If you’re running Linux and extraordinary unlucky, you might be dealing with a bug that’s causing Rack to try to render at like 3000 FPS, which tanks performance and can crash your entire graphics stack to lock up. LibStrangle fixes the problem, though this seems to be fixed in V2.
How do I interface VCV with other software? #
For 2.0 you have two main options. Shell out the money for Rack 2 Pro or use Cardinal. Rack 2 Pro lets you use the library and comes with support, Cardinal ships with modules baked-in (can’t easily add more), lacks support, but can run as a VST2, VST3, or LV2 plugin while Rack 2 Pro is limited to being a VST2 at the time of writing.
If you’d like to use VCV 1 … at this point, don’t. I realize there’s some 1.0 only plugins, but every solution was always a bit hacky.
Finally, there are non-VCV options, like Voltage Modular, Softube Modular, or maybe Reason Rack.
If you want to load VSTs inside of Rack, you’ll have to get VCV Host, which is not free. It’s also not perfect about plugin support, but it’s still by far the biggest bang for your buck you can add to rack, albeit the UI is a bit clunky at times and any module running through host will have some delay depending on the buffer size (iirc, it defaults to 128)

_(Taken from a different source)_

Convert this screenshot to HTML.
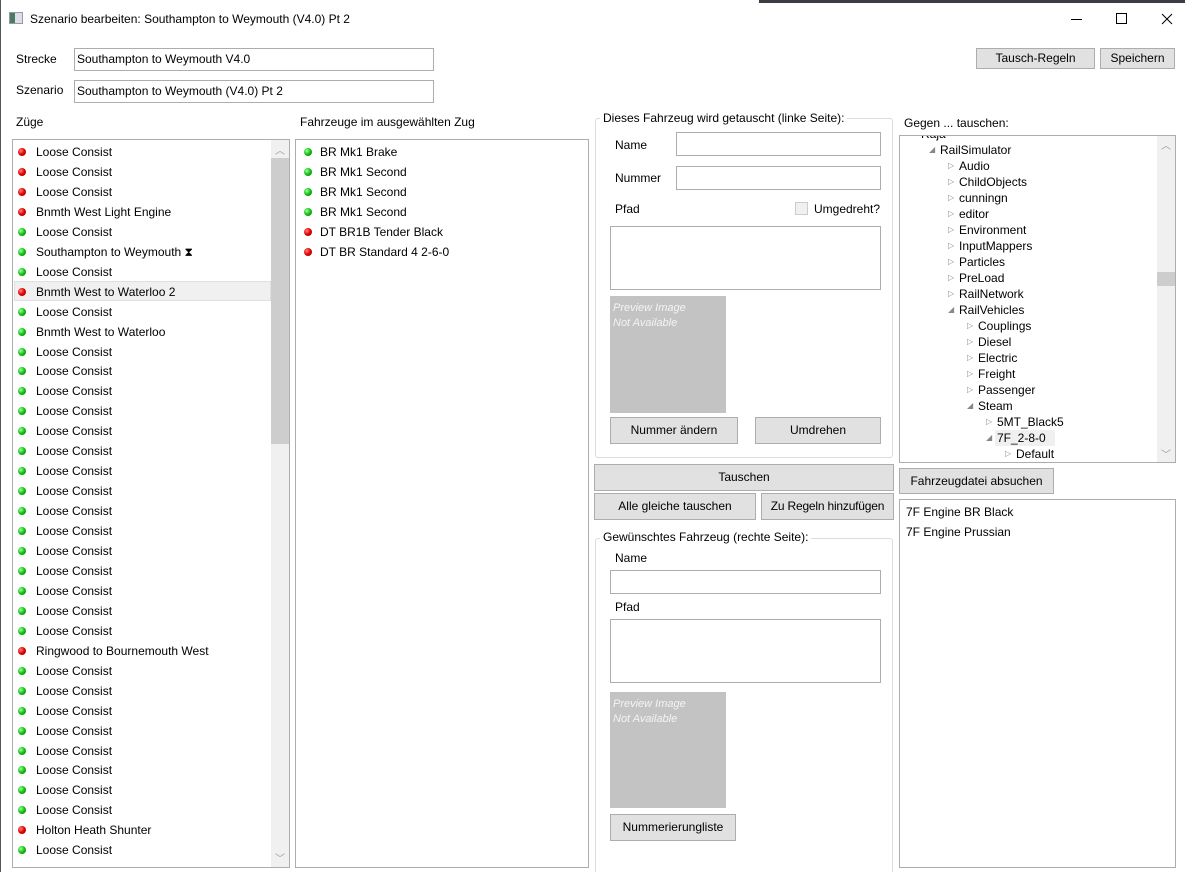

How do I interface VCV with Eurorack hardware? #
Pretty much the only way to do it directly is with either the Expert Sleepers ES-8, ES-9, or with an audio interface that supports ADAT and the ES-3 and ES-6 or Boredbrain Optx. This is going to largely depend on your setup and what you’re looking for - if you want to hook up normal line-level gear to normal audio in’s and out’s using a traditional audio interface with ADAT is probably the better option. If you’re seeing this and going “Holy shit that’s expensive!” then, yep, welcome to eurorack.
You’ll also probably want a MIDI→CV interface. I like the FH-2, but there’s a million options out there. Mutable’s Yarns (or clones of it) is nice too.